Reputation: 4201
I want to keep distinct rows on a data frame, with an algorithm that chooses the last value per group (as dplyr::distinct()
does by default), but only if it's not NA
. I've seen this great answer on SO that relies on data.table
, but I can't scale it to data with more than one grouping variable.
To demonstrate the problem, I start with the minimal example that does work, then scale it up. So first, consider the following data:
library(tibble)
df_id_and_type <-
tibble::tribble(
~id, ~type,
1, "A",
1, NA,
2, "B",
3, "A",
3, NA,
3, "D",
3, NA,
4, NA,
4, "C",
5, "A",
6, NA,
6, "B",
6, NA
)
I want to get the distinct type
values per id
, by choosing the last value unless it's NA
. If the last is NA
then go up until there's non-NA
. So this answer shows us how to do it with data.table
:
library(data.table)
dt_id_and_type <- as.data.table(df_id_and_type)
dt_id_and_type$typena <- is.na(dt_id_and_type$type)

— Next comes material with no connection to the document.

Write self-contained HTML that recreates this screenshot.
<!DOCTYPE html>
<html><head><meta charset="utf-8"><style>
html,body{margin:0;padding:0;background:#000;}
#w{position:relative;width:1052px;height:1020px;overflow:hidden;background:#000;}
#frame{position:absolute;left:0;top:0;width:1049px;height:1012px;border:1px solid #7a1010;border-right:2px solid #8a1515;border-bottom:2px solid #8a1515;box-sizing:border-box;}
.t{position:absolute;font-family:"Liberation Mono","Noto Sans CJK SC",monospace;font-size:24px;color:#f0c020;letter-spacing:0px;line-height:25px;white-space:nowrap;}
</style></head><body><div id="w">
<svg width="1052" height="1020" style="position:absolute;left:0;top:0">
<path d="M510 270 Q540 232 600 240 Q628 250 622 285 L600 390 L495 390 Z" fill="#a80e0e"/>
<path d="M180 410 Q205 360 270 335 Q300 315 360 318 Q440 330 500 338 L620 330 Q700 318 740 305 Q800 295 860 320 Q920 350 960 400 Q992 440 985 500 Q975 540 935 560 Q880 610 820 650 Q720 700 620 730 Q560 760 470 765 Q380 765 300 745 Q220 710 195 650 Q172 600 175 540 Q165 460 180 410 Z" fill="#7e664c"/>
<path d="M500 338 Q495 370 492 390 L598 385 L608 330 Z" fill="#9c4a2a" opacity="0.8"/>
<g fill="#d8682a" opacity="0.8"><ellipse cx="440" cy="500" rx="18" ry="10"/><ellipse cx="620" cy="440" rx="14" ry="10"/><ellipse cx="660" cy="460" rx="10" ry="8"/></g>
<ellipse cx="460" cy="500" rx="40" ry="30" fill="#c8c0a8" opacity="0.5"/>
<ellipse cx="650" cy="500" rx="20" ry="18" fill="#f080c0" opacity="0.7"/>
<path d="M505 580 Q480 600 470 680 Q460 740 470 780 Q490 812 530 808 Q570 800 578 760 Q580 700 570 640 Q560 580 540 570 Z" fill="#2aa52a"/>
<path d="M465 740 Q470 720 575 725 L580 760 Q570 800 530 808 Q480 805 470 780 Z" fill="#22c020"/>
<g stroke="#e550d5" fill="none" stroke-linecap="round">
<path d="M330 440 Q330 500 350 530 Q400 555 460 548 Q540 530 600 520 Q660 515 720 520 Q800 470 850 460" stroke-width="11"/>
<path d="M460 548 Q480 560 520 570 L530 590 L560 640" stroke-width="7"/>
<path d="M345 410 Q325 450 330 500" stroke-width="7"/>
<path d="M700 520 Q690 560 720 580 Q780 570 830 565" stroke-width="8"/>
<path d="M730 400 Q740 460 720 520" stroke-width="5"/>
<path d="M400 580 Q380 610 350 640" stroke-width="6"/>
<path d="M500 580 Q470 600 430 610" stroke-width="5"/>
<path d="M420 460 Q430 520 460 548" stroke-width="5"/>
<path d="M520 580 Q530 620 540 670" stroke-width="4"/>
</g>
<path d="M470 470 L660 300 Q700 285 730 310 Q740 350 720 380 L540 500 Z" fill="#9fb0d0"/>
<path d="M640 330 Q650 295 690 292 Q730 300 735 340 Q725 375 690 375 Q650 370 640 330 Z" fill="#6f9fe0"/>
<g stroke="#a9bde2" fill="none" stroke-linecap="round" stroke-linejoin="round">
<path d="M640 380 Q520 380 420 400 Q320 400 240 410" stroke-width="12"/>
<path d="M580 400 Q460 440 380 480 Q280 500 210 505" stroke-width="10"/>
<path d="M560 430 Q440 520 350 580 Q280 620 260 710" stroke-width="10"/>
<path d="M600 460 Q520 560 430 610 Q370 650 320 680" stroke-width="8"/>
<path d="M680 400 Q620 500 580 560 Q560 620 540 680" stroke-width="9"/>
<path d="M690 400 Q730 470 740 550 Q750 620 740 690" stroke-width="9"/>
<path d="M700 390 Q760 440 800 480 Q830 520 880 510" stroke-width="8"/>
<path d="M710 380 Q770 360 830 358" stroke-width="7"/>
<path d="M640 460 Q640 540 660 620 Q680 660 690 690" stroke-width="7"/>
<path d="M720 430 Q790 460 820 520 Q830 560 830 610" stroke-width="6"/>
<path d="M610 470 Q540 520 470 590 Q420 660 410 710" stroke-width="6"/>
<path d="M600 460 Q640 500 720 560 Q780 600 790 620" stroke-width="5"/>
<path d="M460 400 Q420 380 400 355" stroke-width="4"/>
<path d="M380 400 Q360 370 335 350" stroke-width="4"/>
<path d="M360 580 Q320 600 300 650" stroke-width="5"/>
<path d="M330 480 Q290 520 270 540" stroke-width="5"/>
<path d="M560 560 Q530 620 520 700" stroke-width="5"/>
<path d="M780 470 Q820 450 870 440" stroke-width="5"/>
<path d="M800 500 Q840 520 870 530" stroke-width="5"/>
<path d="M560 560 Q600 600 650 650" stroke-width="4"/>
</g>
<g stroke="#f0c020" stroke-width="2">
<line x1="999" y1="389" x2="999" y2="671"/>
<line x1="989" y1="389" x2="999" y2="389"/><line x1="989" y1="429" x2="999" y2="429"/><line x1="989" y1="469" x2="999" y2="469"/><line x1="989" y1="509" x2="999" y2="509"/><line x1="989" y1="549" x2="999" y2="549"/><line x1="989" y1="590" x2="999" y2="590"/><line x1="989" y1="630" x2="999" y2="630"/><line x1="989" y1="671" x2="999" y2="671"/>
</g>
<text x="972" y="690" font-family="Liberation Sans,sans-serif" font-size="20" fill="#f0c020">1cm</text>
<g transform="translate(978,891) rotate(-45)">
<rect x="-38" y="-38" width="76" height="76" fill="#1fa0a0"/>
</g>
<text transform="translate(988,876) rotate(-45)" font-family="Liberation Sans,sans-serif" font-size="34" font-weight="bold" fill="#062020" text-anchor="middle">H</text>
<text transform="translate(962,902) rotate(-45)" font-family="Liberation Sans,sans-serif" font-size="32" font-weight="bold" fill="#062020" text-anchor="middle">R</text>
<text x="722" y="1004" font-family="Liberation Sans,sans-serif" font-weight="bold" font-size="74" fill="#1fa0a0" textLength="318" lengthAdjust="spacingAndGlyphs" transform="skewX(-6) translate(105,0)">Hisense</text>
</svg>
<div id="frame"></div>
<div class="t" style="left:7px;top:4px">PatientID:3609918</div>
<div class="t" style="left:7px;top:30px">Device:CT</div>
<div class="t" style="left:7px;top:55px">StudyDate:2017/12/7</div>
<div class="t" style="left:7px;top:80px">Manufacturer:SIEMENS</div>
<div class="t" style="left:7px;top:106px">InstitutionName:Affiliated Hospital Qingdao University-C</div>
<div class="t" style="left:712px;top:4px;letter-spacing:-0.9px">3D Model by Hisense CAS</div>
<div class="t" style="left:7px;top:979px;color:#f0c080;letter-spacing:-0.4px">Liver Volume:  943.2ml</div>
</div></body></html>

setorderv(dt_id_and_type, c("typena","id"), order = c(-1, 1))
dt_id_and_type[!duplicated(id, fromLast = TRUE), c("id", "type"), with = FALSE]
#> id type
#> 1: 1 A
#> 2: 2 B
#> 3: 3 D
#> 4: 4 C
#> 5: 5 A
#> 6: 6 B
But what to do if we have more than one grouping variable (i.e, not only id
)? In the following example I add a year
variable:
df_id_year_and_type <-
df_id_and_type %>%
add_column(year = c(2002, 2002, 2008, 2010, 2010, 2010, 2013, 2020, 2020, 2009, 2010, 2010, 2012),
.before = "type")
df_id_year_and_type
#> # A tibble: 13 x 3
#> id year type
#> <dbl> <dbl> <chr>
#> 1 1 2002 A
#> 2 1 2002 <NA>
#> 3 2 2008 B
#> 4 3 2010 A
#> 5 3 2010 <NA>
#> 6 3 2010 D
#> 7 3 2013 <NA>
#> 8 4 2020 <NA>
#> 9 4 2020 C
#> 10 5 2009 A
#> 11 6 2010 <NA>
#> 12 6 2010 B
#> 13 6 2012 <NA>
My expected output would be:
## # A tibble: 8 x 3
## id year type
## <dbl> <dbl> <chr>
## 1 1 2002 A
## 2 2 2008 B
## 3 3 2010 D
## 4 3 2013 NA # for id 3 in year 2013 there was only `NA`, so that's what we get
## 5 4 2020 C
## 6 5 2009 A
## 7 6 2010 B
## 8 6 2012 NA # same as comment above
Any idea how I could scale the solution that worked in 1-grouping-var case to the current data? The first 2 lines of code are no-brainer:
dt_id_year_and_type <- as.data.table(df_id_year_and_type)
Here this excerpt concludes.